Per aiutarmi, nella vita di tutti i giorni, a  rafforzare questa importante presa di coscienza , mi aiuta un aforisma Zen che narra di un discepolo che si presenta al Maestro con il seguente grande problema : “ Maestro, da molti anni seguo i Tuoi insegnamenti, ho cercato in ogni modo di mettere i miei passi sui Tuoi passi, della Tua saggezza ho fatto la mia religione… ma ora sono confuso, indicami la Via che ho di fronte, guida i miei passi nel mondo ……”.
Il Maestro guardò le mani del discepolo che stringevano una ciotola e disse :
Hai finito il tuo riso.
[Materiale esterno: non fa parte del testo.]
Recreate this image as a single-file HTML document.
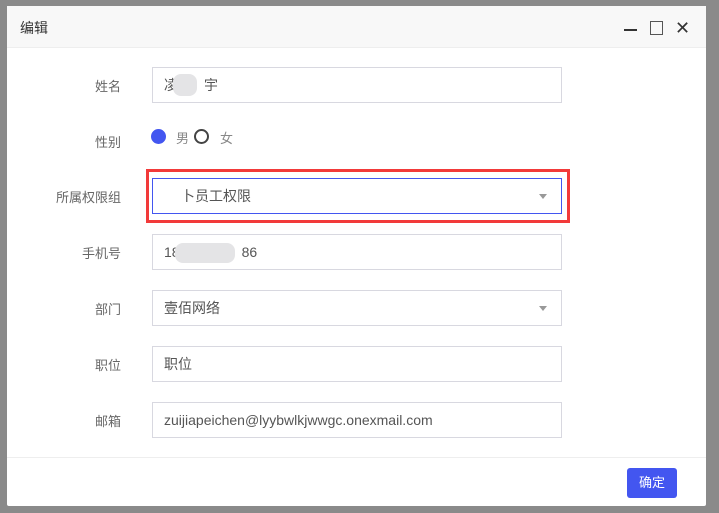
<!DOCTYPE html>
<html><head><meta charset="utf-8"><style>
*{box-sizing:border-box;margin:0;padding:0}
body{width:719px;height:513px;background:#8a8a8a;position:relative;overflow:hidden;font-family:"Liberation Sans","Noto Sans CJK SC",sans-serif;font-size:14px;color:#555}
.dlg{position:absolute;left:7px;top:6px;width:699px;height:500px;background:#fff;border-radius:2px}
.hd{height:42px;background:#f8f8f8;border-bottom:1px solid #eee;padding:12px 0 0 13px;color:#333;font-size:14px}
.lab{position:absolute;right:585px;width:120px;text-align:right;color:#666;font-size:13px}
.in{position:absolute;left:145px;width:410px;height:36px;border:1px solid #d8d8e0;padding:0 11px;line-height:34px;color:#555;font-size:14px}
.arr{position:absolute;right:14px;top:15px;border-left:4px solid transparent;border-right:4px solid transparent;border-top:5px solid #999}
.blur{position:absolute;background:#e4e4e6;border-radius:8px}
</style></head><body>
<div class="dlg">
<div class="hd">编辑</div>
<div style="position:absolute;left:617px;top:23px;width:13px;height:2px;background:#333"></div>
<div style="position:absolute;left:643px;top:15px;width:13px;height:14px;border:1px solid #555"></div>
<div style="position:absolute;left:668px;top:13px;font-size:18px;color:#333;line-height:18px">✕</div>

<div class="lab" style="top:70px">姓名</div>
<div class="in" style="top:61px">凌<span style="margin-left:26px">宇</span><div class="blur" style="left:20px;top:6px;width:24px;height:22px"></div></div>

<div class="lab" style="top:126px">性别</div>
<div style="position:absolute;left:144px;top:123px;width:15px;height:15px;border-radius:50%;background:#4356f0"></div>
<div style="position:absolute;left:169px;top:122px;color:#888;font-size:13px">男</div>
<div style="position:absolute;left:187px;top:123px;width:15px;height:15px;border-radius:50%;border:2px solid #444"></div>
<div style="position:absolute;left:213px;top:122px;color:#888;font-size:13px">女</div>

<div class="lab" style="top:181px">所属权限组</div>
<div style="position:absolute;left:139px;top:163px;width:424px;height:54px;border:3px solid #f23a3a"></div>
<div class="in" style="top:172px;border-color:#4356f0;padding-left:28px">卜员工权限<div class="arr"></div></div>

<div class="lab" style="top:237px">手机号</div>
<div class="in" style="top:228px">18<span style="margin-left:62px">86</span><div class="blur" style="left:22px;top:8px;width:60px;height:20px"></div></div>

<div class="lab" style="top:293px">部门</div>
<div class="in" style="top:284px">壹佰网络<div class="arr"></div></div>

<div class="lab" style="top:349px">职位</div>
<div class="in" style="top:340px">职位</div>

<div class="lab" style="top:405px">邮箱</div>
<div class="in" style="top:396px">zuijiapeichen@lyybwlkjwwgc.onexmail.com</div>

<div style="position:absolute;left:0;top:451px;width:699px;height:1px;background:#eee"></div>
<div style="position:absolute;left:620px;top:462px;width:50px;height:30px;background:#4356f0;border-radius:3px;color:#fff;font-size:13px;text-align:center;line-height:30px">确定</div>
</div>
</body></html>
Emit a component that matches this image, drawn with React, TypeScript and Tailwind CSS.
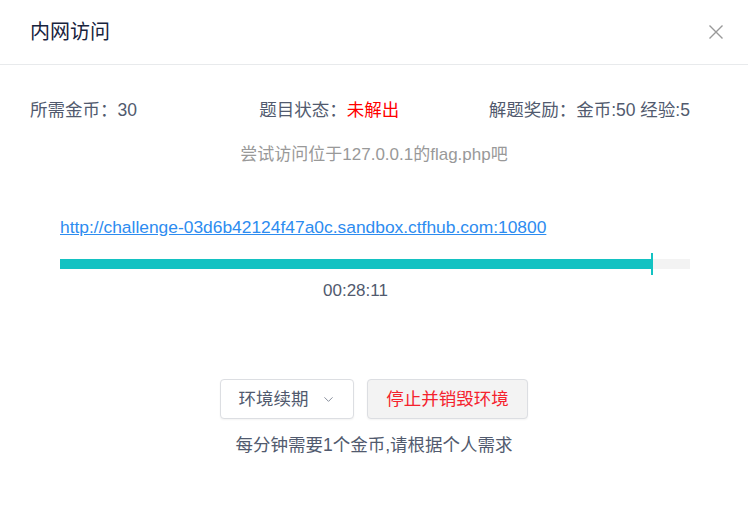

Dunque lava la tua ciotola.”
Questo semplice racconto contiene un potente richiamo a ciò che possiamo, credo, definire la summa di tutte le filosofie e dottrine : la vita di noi tutti e fatta del qui ed ora, lo sanno bene i bambini e molte persone anziane, ma nel corso dell’esistenza siamo per lo più proiettati in avanti dalle aspettative o ricacciati indietro dalle difficoltà di affermazione dell’Io, e, per lo più,  ci capita di assaporare fugacemente il gusto della vita intanto che  siamo indaffarati a fare qualcos’altro.
Non dovremmo insomma lasciare che gli affanni della prima parte della vita (affermazione dell’Io, conquista della posizione sociale, instabilità affettiva, coazioni infantili) ci prendano la vita intera, svuotandola di significati, che certo sono tutti nel qui ed ora, non nei progetti o nei rimpianti, che sono giochi della mente.